This initial acquisition set many of the initial conditions. In other words, current acquisition and integration strategy did not spring forth fully formed, rather it evolved in a path-dependent manner and the early acquisitions were critical for creating the future path (David 1985; Garud and Karnoe 2001). When initially proposed, the idea of acquiring firms faced internal opposition. Cisco’s board was hesitant, and there was resistance from the internal engineering team. Don Valentine (2001) explained:

Employees as a generalization do not like acquisitions because [the] engineers say “hey we can do that, there is nothing special about that,” [but] we are doing [the acquisitions] not because we don’t think [they] can, we are doing it because we do not think [they] have the time.

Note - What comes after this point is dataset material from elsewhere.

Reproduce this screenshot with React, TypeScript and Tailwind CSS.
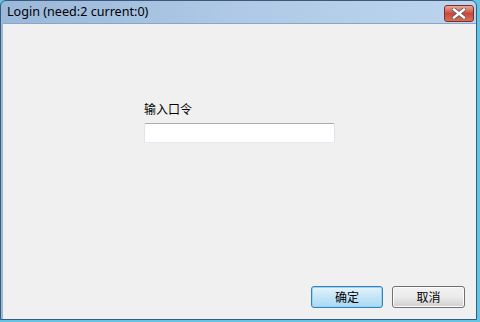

Given that all of the major data communications equipment firms acquired switching expertise, market success would be based upon the quality of the firm purchased, successful integration, and rapid next-generation product introduction. John Morgridge (1995) described the situation:

at the time we made our first acquisition we had a wonderful asset in the form of a channel to sell, install, and service products for the global market. As a result, there was tremendous leverage in acquiring a product that met the market requirement and to put it through our channels. We can take [a new product] and leverage it very dramatically. To a large degree, that has been our strategy with most acquisitions.

In other words, complementary assets in sales and support could be leveraged to make the acquisition a success.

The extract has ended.